Al centro dell’enorme sala, suddivisa in corridoi laterali : il “Presepe Cuciniello”, scultura in sughero di fama internazionale, collocata in una finta grotta, la quale prende il nome dal collezionista, architetto, scenografo e drammaturgo Michele Cuciniello, che nel 1877 donò allo Stato la sua raccolta di ottocento fra pastori, animali e accessori, risalenti tutti al XIX secolo, collocati sullo “sprone” in legno, sughero, cartapesta, stucco e terracotta dipinta a tempra, che costituisce lo scheletro dell’allestimento.

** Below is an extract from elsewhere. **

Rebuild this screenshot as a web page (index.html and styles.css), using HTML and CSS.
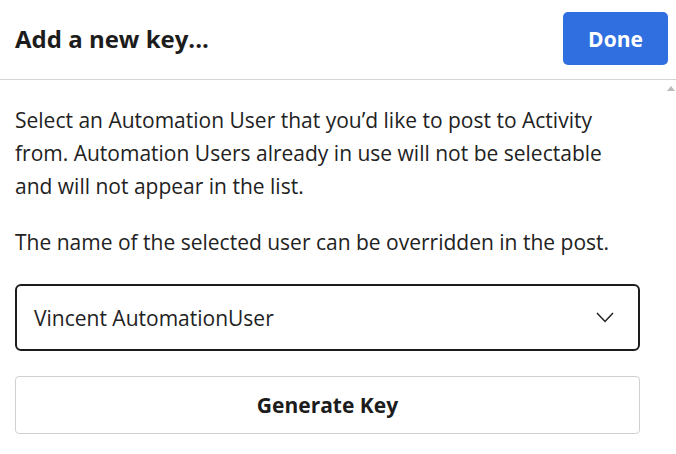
FILE: index.html
```html
<!DOCTYPE html>
<html>
<head>
  <meta charset="UTF-8">
  <title>Add a new key</title>
  <link rel="stylesheet" href="styles.css">
</head>
<body>
  <div class="header">
    <h2>Add a new key...</h2>
    <button type="button" class="done">Done</button>
  </div>
  <div class="content">
    <span class="scroll-up"></span>
    <p>Select an Automation User that you’d like to post to Activity from. Automation Users already in use will not be selectable and will not appear in the list.</p>
    <p>The name of the selected user can be overridden in the post.</p>
    <div class="select">
      <span>Vincent AutomationUser</span>
      <svg width="18" height="11" viewBox="0 0 18 11"><path d="M1 1 L9 9.5 L17 1" fill="none" stroke="#222" stroke-width="1.5"/></svg>
    </div>
    <button type="button" class="generate">Generate Key</button>
  </div>
</body>
</html>
```

FILE: styles.css
```css
body {
  margin: 0;
  font-family: "Open Sans", sans-serif;
  color: #222;
  background: white;
}
.header {
  display: flex;
  align-items: center;
  justify-content: space-between;
  height: 79px;
  padding: 0 8px 0 15px;
  border-bottom: 1px solid #d4d4d4;
}
.header h2 {
  margin: 0 0 2px;
  font-size: 24px;
  font-weight: bold;
  color: #1c1c1c;
}
.done {
  width: 105px;
  height: 53px;
  margin-bottom: 2px;
  background-color: #2f6fe0;
  color: white;
  border: none;
  border-radius: 5px;
  font-family: inherit;
  font-size: 21px;
  font-weight: bold;
}
.content {
  position: relative;
  padding: 24px 36px 0 15px;
}
.scroll-up {
  position: absolute;
  right: 1px;
  top: 6px;
  width: 0;
  height: 0;
  border-left: 4px solid transparent;
  border-right: 4px solid transparent;
  border-bottom: 5px solid #bbb;
}
p {
  max-width: 610px;
  margin: 0;
  font-size: 21px;
  line-height: 33px;
}
p + p {
  margin-top: 23px;
}
.select {
  display: flex;
  align-items: center;
  justify-content: space-between;
  height: 63px;
  margin-top: 25px;
  padding: 0 24px 0 17px;
  border: 2px solid #1c1c1c;
  border-radius: 6px;
  font-size: 21px;
}
.generate {
  display: block;
  width: 100%;
  height: 58px;
  margin-top: 25px;
  background: white;
  border: 1px solid #d0d0d0;
  border-radius: 4px;
  font-family: inherit;
  font-size: 21px;
  font-weight: bold;
  color: #1c1c1c;
}
```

Di fronte alla teca di vaste dimensioni , divisa in tre bocche, che ospita il presepe, siamo invitati dalla guida a osservare con attenzione il cambiamento delle luci, che si alternano come a simulare il passaggio dal giorno, al mezzodì, alla notte.
Nella contemplazione della Sacra Famiglia, delle schiere angeliche, scese sulla Terra per annunciare la “buona novella”, nell’espressione attonita e frastornata dei lavoratori più semplici, dal maniscalco, al pastorello,fino alla lavandaia, ritroviamo quello stesso silenzio e quella pace, già assaporati nella nostra sosta iniziale lungo la rotonda panoramica, presso la quale avevamo cercato ristoro dalla frenesia degli acquisti natalizi, in un gioco di specchi dove la vita e l’arte finiscono con il riflettersi come in uno specchio .
Un pensiero, allora, ci passa per la testa: e se fosse proprio questo il senso del Natale?,fermarsi per riscoprire la bellezza dell’essere nati e per ritrovare uno sguardo bambino sul mondo.
Mentre ognuno di voi prova a dare la “sua” risposta, noi ,di “Dissidenza Quotidiana”, vi auguriamo un Sereno Natale.